Это был его первый успех. Он писал ей стихи — вычурные комплименты пересыпались выражениями искренней благодарности. Он, право, был ей бесконечно признателен за бумагу.
Он умолял незнакомку открыть ему свое имя. Она вняла его просьбам. Ее звали донна Анна.
Кто она? Томмазо, разослав записки, опросил всех своих друзей, которые могли от товарищей по камерам знать подробности о людях, постоянно живущих в Кастель Нуово. Выяснилось, что в семье кастеляна было целых три Анны, в том числе его младшая сестра. История становилась совсем интересной.
Кампанелла продолжал переписку с донной Анной. Она находила его стихи очаровательными и спрашивала, чем может ему помочь. Он был осторожен, не надоедал ей просьбами и писал сонет за сонетом. Он все время старался узнать, кто она. Действительность превзошла его самые смелые догадки. Донна Анна оказалась тещей кастеляна.
Но она была не одна. Много разных женщин было в крепости! Пользуясь случаем, Кампанелла перебрасывался с ними через окно шутками, сыпал любезностями, посвящал стихи. Он всеми силами старался расширить свои связи, но помнил об осторожности. В своих стихах и речах он был многословен, однако правды о себе он им никогда не говорил. Он не уставал уверять, что страдает безвинно и назвал себя жертвой людской несправедливости. Он изображал ревностного католика, писал о пророчествах, а по поводу праздников сочинял стихи на религиозные темы. Он был не особенно разнообразен. Сонеты, прославляющие Марию, мало отличались от тех, которые он писал для Анны, Джулии или Олимпии. Он знал, как падки женщины на комплименты и слова признаний. Он восхищался их несравненной красотой, грацией, великодушием. Он был мастер говорить галантные фразы. Изысканности и изяществу он предпочитал страсть. Стихи эти тем сильнее действовали на женщин, что писал их священник, давший обет безбрачия.

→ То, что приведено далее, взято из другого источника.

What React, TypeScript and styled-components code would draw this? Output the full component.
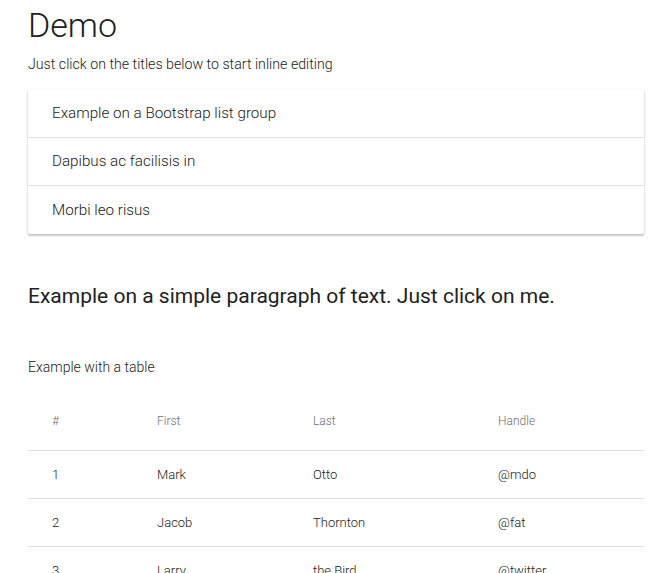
import React from 'react'
import styled, { createGlobalStyle } from 'styled-components'

const GlobalStyle = createGlobalStyle`
    html, body {
        margin: 0;
        padding: 0;
        background: #fff;
    }
    body {
        font-family: Roboto, "Liberation Sans", sans-serif;
        font-weight: 300;
        color: #212529;
    }
`

const Page = styled.div`
    width: 616px;
    padding: 0 0 0 28px;
    box-sizing: content-box;
`
const Title = styled.h1`
    font-size: 34px;
    font-weight: 300;
    line-height: 1.2;
    margin: 5px 0 0;
    color: #212121;
`
const Lead = styled.p`
    font-size: 14.2px;
    line-height: 20px;
    margin: 8px 0 15px;
    color: #212121;
`
const ListGroup = styled.ul`
    list-style: none;
    margin: 0;
    padding: 0;
    background: #fff;
    border-radius: 2px;
    box-shadow: 0 2px 2px 0 rgba(0, 0, 0, 0.14), 0 1px 3px 0 rgba(0, 0, 0, 0.16);
`
const ListItem = styled.li`
    height: 48px;
    box-sizing: border-box;
    padding: 0 24px;
    display: flex;
    align-items: center;
    font-size: 15.2px;
    color: #212121;
    & + & {
        border-top: 1px solid #e0e0e0;
    }
    &:last-child {
        height: 49px;
    }
`
const Paragraph = styled.p`
    font-size: 21px;
    font-weight: 400;
    line-height: 24px;
    margin: 50px 0 0;
    color: #212121;
`
const Caption = styled.p`
    font-size: 14px;
    line-height: 20px;
    margin: 49px 0 0;
    color: #212121;
`
const Table = styled.table`
    width: 616px;
    border-collapse: collapse;
    margin-top: 14px;
    font-size: 13px;
`
const Th = styled.th<{ $w: number }>`
    width: ${({ $w }) => $w}px;
    text-align: left;
    font-weight: 300;
    font-size: 12px;
    color: #6f6f6f;
    height: 60px;
    padding: 0 24px;
    box-sizing: border-box;
    border-bottom: 1px solid #e0e0e0;
`
const Td = styled.td`
    height: 47px;
    padding: 0 24px;
    color: #212121;
    border-bottom: 1px solid #e0e0e0;
`

const items = ['Example on a Bootstrap list group', 'Dapibus ac facilisis in', 'Morbi leo risus']
const columns = [
    { label: '#', w: 105 },
    { label: 'First', w: 156 },
    { label: 'Last', w: 185 },
    { label: 'Handle', w: 170 },
]
const rows = [
    ['1', 'Mark', 'Otto', '@mdo'],
    ['2', 'Jacob', 'Thornton', '@fat'],
    ['3', 'Larry', 'the Bird', '@twitter'],
]

export default function App() {
    return <Page>
        <GlobalStyle />
        <Title>Demo</Title>
        <Lead>Just click on the titles below to start inline editing</Lead>
        <ListGroup>
            {items.map(item => <ListItem key={item}>{item}</ListItem>)}
        </ListGroup>
        <Paragraph>Example on a simple paragraph of text. Just click on me.</Paragraph>
        <Caption>Example with a table</Caption>
        <Table>
            <thead>
                <tr>{columns.map(c => <Th key={c.label} $w={c.w}>{c.label}</Th>)}</tr>
            </thead>
            <tbody>
                {rows.map(r => <tr key={r[0]}>{r.map((cell, i) => <Td key={i}>{cell}</Td>)}</tr>)}
            </tbody>
        </Table>
    </Page>
}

Все эти благодарственные послания, высокопарные мадригалы, фривольные стишки и легкомысленные сонеты были для него тоже оружием в жестокой борьбе, которую ему приходилось вести за свою жизнь и жизнь своих товарищей.
Он часто писал о любви и имитировал страсть там, где ее не было. Но сердце его молчало. Молчало де тех пор, пока он не узнал молодой монахини-францисканки Дианоры Баризана.
На втором этаже Кастелянской башни, где находилась камера Кампанеллы, обычно дежурил кто-нибудь из трех надзирателей — Алонзо Мартинес, Онофрио Помар или Антонио Торрес. Кампанелла присматривался к ним, вступал в разговоры, пытался нащупать слабые места.